File spoon-archives/habermas.archive/habermas_1998/habermas.9803, message 75


Date: 	Sun, 15 Mar 1998 14:36:24 -0500
Subject: Re: HAB: Ideally discursive learning


On Fri, 13 Mar 1998 12:35:23 -0500  Joseph Heath wrote:

> This means that understanding an utterance correctly will 
only be possible if one is able to situate it in the correct set of
justificatory relations to other utterances. But as a result, it 
will only be possible to understand someone's utterances if 
one shares the same concept of what constitutes an 
acceptable justificatory relation. As a result, there must be a 
shared practice of argumentation, governed by a set of 
discursive procedures that all parties accept. If one relaxes 
this constraint, and assumes that persons may differ over 
what constitute correct justificatory procedures, then you 
suddenly lose all ability to distinguish between better and 
worse interpretations of their speech. (This a version of 
Davidson's view, except that he formulates it with respect to
truth, rather than justification. In his terms, if you permit a 
distinction between true-for-us and true-for-them, then the 
principle of charity no longer picks out a unique interpretation.)

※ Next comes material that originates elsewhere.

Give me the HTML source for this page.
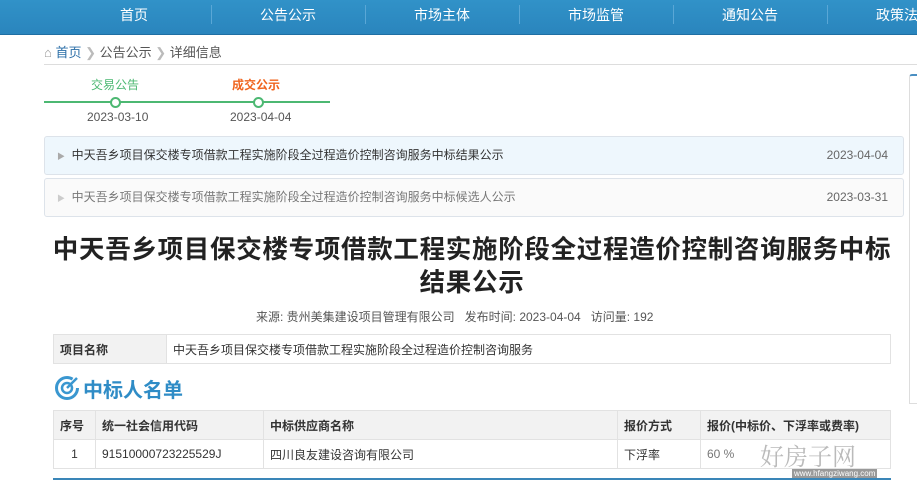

I agree with this.  But I am interested particularly in the idea of 
"relaxing this constraint."  How do "we" *know* this isn't a 
culturally specific interpretation of language use.  Leslie 
Dewart proposes two interpretations of language - one 
contextual and the other abstract (to be VERY simplistic).  
Only in language use that is geared toward abstraction do 
issues of justification arise (which suggests that this isn't a 
universal or quasi-transcendental phenomenon).  The 
procedures of justification, it seems to me, is an idea that 
lends itself to a particular kind of living - where procedures of 
justification become the norm.  Habermas wants these 
procedures instituted in law to alleviate the burden of decision 
making for everyday living.  What vision of society is being 
projected here - however logically unavoidable this projection 
seems to be.  What kind of moral, social, and utopia 
imaginary is at work here?

> But if this view of language is correct, it means that 
accepting P1 is no big leap. Rejecting the rules in P1 would 
render one's speech unintelligible.

Only unintelligible to itself given the premises.  A different 
understanding of language itself might yield a completely 
different kind of intelligibility.

> In any case, accepting P1 most emphatically does not 
involve endorsing a particular vision of the good life, since the 
latter would presumably need to be linguistically formulated 
(as it would need to refer to possible states of affairs). The fact 
that we consider, for instance, lying to be morally wrong does 
not mean that the norm of truth-telling that governs assertoric 
discourse reflects merely a particular moral vision.

What I am concerned with here is whether or not this 
interpretive reading of language already includes culturally 
specific norms.  If you hold certain values or judgements, like 
the principle of noncontradiction, tell no lies, murder is wrong, 
the principle of pluralism, the salvatory character of reason 
etc. how is this entwined with a different reading of how 
language is used.  Dewart argues that the two ideas of 
language are incommensurate.  He draws on the difference 
between religion (talk about God) and theology (talk from the 
perspective of God) to some degree to spell this out - the idea 
being that some languages are oriented by an objectivist 
perspective and others by a contextualist perspective 
(something which has a resemblance to Rorty's work) - noting 
that it is only possible to see this through one of the two 
language groups.... (which appears in a different way from the 
other language group).  I can look this up if anyone is 
interested in more details.

> Since languages would be unlearnable if that norm was not 
generally respected, it must already be in place in order for us 
to be capable of articulating and debating rivals visions of the 
good life.

What kind of emphasis is being placed upon learning here?  
What is the character and the interest of the learner 
presupposed here?

> In any case, it seems to me that the reason all of this debate 
over performative contradiction seems to go nowhere is that 
the argument doesn't really do any work in Habermas's view. 
He goes through the argument out of deference to Apel, then 
announces they they provide no justification for anything, but 
simply provide a guide to help make explicit the rules that
implicitly govern our practices of argumentation (MCCA 95).

But is this true? or is there more substance to behind this 
idea.  It seems to me that the idea of a performative 
contradiction is used quite often to do a serious amount of leg 
work - esp. against anything and everything Nietzschean.  
Habermas, I think (correct me if I'm wrong) is worried about 
and skeptical regarding the recuperation of the 'promise of 
happiness' that emanates from the original Enlightenment 
project (see Holub, Jurgen Habermas: Critic in the Public 
Sphere, 136-137) within art as a rational enterprise - 
something he understands as "aesthetic modernity."  
However this is precisely something I think is worth 
considering - esp. in light of the current controversies 
regarding justice and the good life.

>  The real work gets done by the theory of meaning, and in 
particular, the appropriation of Dummett (in TCA and 
Postmetaphysical Thinking), because this is what
establishes the "quasi-transcendental" status of the rules of 
discourse.

This is very interesting because Habermas is both 
quasi-transcendental and quasi-dialectical....  The article by 
Horowitz, which I haven't yet finished reading, discusses the 
problematic features of this position.